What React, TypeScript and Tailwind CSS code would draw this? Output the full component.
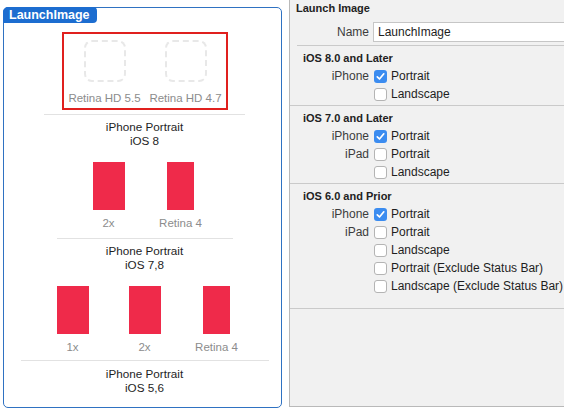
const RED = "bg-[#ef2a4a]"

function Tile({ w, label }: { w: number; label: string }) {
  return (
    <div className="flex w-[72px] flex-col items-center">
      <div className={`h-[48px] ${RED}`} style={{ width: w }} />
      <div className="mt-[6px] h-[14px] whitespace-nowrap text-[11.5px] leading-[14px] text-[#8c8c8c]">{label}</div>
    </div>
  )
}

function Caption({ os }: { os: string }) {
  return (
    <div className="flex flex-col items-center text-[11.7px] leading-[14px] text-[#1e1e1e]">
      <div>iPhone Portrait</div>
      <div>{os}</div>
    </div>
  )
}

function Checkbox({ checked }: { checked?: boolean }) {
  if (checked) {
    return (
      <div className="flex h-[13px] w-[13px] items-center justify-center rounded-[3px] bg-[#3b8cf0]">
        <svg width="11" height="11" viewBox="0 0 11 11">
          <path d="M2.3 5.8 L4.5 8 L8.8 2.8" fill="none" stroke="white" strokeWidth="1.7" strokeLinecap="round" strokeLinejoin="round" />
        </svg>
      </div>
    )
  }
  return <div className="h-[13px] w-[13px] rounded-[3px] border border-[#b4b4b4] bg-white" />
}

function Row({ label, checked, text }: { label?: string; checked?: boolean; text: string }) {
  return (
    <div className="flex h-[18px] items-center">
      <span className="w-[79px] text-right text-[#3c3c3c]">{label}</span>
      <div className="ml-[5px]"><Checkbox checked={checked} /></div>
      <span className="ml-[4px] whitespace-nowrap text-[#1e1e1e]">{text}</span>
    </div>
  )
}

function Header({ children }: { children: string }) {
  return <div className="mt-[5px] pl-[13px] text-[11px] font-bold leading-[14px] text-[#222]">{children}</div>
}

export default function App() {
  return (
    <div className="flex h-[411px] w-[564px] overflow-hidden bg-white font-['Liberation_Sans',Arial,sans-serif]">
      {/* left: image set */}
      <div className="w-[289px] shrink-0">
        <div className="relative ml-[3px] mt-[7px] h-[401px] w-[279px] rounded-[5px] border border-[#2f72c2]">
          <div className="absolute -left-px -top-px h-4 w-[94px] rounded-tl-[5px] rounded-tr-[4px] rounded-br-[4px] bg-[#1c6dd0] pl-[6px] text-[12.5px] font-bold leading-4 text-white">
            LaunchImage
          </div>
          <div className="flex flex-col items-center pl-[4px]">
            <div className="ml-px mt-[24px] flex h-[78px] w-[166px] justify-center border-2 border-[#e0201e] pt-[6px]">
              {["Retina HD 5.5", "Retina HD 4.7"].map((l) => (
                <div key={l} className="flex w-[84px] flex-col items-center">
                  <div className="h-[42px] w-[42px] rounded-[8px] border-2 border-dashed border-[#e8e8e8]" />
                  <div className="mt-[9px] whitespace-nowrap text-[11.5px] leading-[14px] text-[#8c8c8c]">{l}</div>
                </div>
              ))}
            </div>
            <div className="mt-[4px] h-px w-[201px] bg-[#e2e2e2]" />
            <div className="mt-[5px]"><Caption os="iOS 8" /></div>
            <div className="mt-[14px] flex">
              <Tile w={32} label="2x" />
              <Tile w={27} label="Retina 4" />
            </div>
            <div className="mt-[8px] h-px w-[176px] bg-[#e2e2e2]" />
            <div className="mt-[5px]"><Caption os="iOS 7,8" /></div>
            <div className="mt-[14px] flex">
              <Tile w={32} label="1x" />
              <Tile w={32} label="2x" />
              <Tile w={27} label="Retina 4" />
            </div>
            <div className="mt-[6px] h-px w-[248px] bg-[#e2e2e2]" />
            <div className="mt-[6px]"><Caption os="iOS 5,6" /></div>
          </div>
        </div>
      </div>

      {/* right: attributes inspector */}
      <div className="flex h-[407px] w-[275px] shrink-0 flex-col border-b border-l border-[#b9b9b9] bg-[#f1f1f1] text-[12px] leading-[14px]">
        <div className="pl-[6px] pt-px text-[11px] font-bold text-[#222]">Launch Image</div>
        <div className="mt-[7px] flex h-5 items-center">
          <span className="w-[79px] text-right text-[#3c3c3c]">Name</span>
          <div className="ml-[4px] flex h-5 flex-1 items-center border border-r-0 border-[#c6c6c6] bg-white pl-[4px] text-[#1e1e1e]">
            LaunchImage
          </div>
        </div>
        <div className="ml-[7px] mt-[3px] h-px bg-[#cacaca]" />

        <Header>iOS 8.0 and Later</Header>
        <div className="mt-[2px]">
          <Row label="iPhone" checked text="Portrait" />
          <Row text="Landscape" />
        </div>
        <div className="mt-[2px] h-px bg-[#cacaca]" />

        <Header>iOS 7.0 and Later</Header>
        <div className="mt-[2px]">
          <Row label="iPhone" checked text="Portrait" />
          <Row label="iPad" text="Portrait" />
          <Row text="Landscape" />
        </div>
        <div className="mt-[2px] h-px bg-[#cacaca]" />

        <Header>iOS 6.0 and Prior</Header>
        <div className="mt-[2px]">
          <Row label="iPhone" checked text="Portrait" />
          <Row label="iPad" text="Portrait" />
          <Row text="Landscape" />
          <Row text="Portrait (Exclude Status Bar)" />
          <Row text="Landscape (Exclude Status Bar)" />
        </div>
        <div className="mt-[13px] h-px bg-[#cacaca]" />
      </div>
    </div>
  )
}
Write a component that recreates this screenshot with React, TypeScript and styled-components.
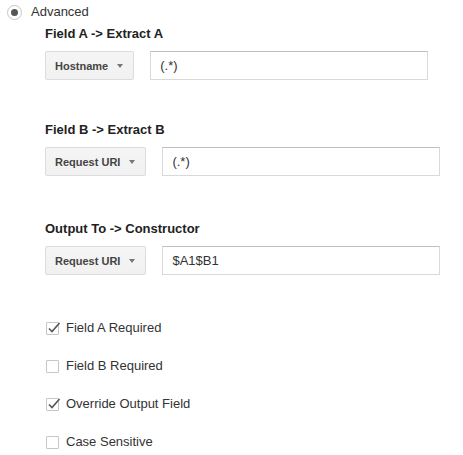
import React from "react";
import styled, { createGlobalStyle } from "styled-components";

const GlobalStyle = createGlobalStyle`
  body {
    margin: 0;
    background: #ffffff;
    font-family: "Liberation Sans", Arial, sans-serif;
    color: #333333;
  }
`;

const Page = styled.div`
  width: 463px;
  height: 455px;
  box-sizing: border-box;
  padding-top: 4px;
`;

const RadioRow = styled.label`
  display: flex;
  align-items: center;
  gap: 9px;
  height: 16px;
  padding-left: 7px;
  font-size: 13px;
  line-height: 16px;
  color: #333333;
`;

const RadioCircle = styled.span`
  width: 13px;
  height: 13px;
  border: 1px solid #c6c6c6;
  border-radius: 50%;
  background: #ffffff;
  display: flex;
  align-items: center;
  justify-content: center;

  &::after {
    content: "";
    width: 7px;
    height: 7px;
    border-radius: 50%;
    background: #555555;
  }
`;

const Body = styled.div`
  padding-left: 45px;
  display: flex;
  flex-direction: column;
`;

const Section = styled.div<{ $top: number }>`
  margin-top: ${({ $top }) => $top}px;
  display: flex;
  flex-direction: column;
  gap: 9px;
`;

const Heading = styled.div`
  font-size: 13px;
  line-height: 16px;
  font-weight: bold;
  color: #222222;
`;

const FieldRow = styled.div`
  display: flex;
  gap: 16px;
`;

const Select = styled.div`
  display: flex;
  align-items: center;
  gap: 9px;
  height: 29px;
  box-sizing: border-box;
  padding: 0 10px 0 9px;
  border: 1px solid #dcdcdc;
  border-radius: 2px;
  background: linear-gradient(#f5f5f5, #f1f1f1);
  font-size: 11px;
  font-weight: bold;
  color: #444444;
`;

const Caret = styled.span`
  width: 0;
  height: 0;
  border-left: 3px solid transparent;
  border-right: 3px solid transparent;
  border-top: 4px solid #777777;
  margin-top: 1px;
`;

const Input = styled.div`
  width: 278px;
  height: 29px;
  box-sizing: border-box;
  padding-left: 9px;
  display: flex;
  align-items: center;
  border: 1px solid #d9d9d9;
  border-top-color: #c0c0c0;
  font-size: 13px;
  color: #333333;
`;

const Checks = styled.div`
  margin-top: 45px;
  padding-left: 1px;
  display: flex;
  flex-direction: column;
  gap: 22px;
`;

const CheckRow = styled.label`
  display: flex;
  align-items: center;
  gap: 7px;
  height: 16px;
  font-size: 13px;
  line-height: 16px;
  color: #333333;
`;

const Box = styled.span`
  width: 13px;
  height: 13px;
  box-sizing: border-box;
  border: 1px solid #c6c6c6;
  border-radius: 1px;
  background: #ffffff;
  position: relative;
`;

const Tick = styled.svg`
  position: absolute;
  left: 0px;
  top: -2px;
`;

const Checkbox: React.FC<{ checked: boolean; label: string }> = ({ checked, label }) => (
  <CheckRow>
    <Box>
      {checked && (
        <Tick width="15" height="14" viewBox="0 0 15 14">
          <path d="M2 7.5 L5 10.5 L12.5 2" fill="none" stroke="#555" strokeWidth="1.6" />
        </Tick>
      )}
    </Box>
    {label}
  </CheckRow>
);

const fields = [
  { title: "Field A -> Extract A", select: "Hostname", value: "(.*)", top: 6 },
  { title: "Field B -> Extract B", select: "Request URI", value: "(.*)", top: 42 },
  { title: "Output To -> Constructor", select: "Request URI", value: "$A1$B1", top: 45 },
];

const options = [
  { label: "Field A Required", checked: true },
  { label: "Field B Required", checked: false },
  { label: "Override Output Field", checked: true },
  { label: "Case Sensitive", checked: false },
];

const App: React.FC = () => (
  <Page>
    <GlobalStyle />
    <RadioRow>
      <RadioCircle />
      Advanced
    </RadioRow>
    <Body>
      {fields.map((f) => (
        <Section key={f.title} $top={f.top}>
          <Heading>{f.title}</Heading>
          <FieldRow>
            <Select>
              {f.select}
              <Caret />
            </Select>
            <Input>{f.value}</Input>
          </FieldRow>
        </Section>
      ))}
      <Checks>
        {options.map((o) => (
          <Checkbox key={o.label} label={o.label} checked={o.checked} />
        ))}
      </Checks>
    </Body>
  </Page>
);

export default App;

____

Each line that holds the word "Output" should be extracted from the records.

What React, TypeScript and Tailwind CSS code would draw this? Output the full component.
  { title: "Output To -> Constructor", select: "Request URI", value: "$A1$B1", top: 45 },
  { label: "Override Output Field", checked: true },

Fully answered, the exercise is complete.